Market expects policy rates to be unchanged

0
32

The fall in Government of Sri Lanka’s (GoSL’s) at least theoretical money printing borrowing costs (MPBCs) virtually kept pace with the decline in its face value (FV) MP debt on Friday (16 September), an indication that the market expects the Monetary Board to keep Central Bank of Sri Lanka’s (CBSL’s) policy rates unchanged at  its 5 October meet.

Consequently GoSL’s MPBCs declined by 1.59 per cent (Rs 2,672.08 million) to Rs 165,629.06 million; almost in tandem with the decrease in its FVMP debt, which fell by 1.54 per cent (Rs 51,027.87 million) to Rs 3,263,376.82 million (Rs 3.3263 trillion), thereby marginally defraying demand-pull inflationary pressure as well.

 Liquidity was uplifted by Rs 31,654.87 million (US$ 87.34 million) on Friday led by the settlement of transactions between the GoSL and CBSL. Conversions are based on the benchmark, albeit administered ‘spot’ value of Rs 362.45 to the US dollar as at Wednesday (14 September).

The market was short for a record 253 market days to Friday, with this shortfall  increasing  by 3.61 per cent (Rs 19,373 million) to Rs 556,582 million, thereby causing  sustained rate pressure. Meanwhile, GoSL’s highest to the 256th highest FVMP debt has been recorded in the 256 consecutive market days to Friday. GoSL’s FVMP debt has been over Rs three trillion for a record consecutive 51 market days to Friday.

 Transactions between CBSL and GoSL are foreign reserves neutral and CBSL which administers daily open market operations; lacks transparency. GoSL’s FVMP debt is equivalent to the totality of CBSL’s T Bill and T Bond holdings.
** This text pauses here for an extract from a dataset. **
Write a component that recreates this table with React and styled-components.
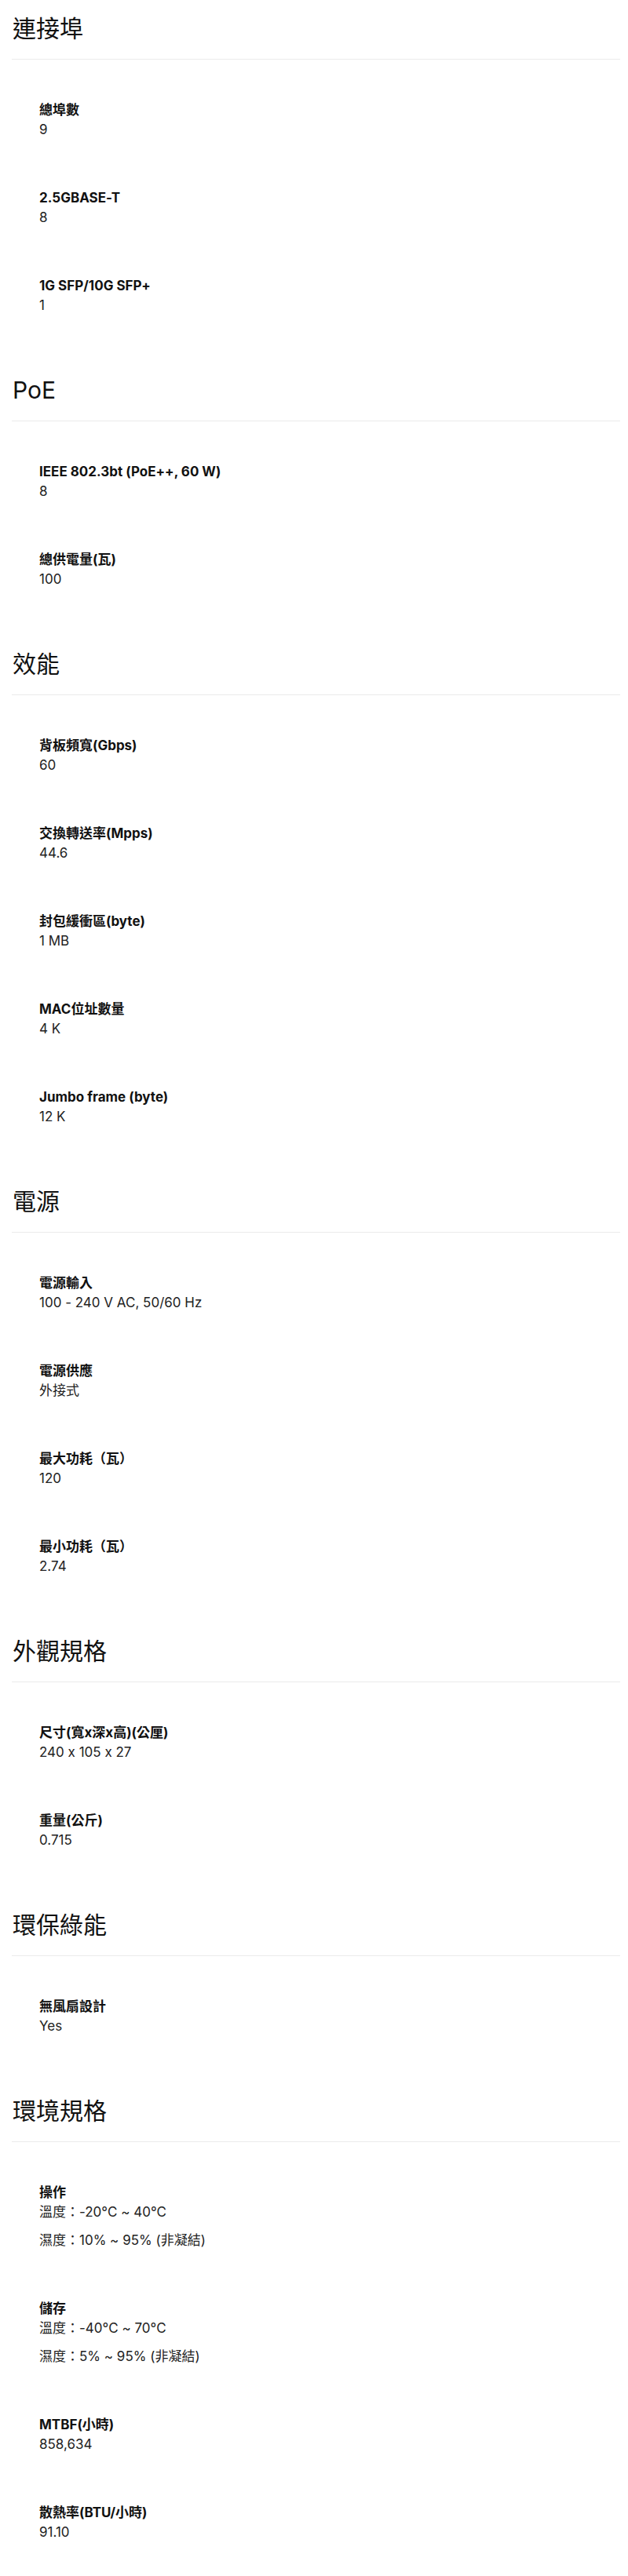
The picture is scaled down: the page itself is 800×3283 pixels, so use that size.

MP is the exclusive right of CBSL.  GoSL’s MPBCs are prorated to the outcome in secondary market trading of T Bills and T Bonds on the reference day.

‘Spot’ trades are settled after two market days from the date of transaction. CBSL, the steward of GoSL debt and its foreign reserves deals in ‘spot’. The ‘spot’ is administered to minimise GoSL’s foreign debt in rupee terms and lower the cost of ‘essential’ imports, while ‘essential’ imports are met from the country’s foreign reserves and not from the market, to prevent further depreciative pressure on the rupee as
Sri Lanka is an import dependent economy.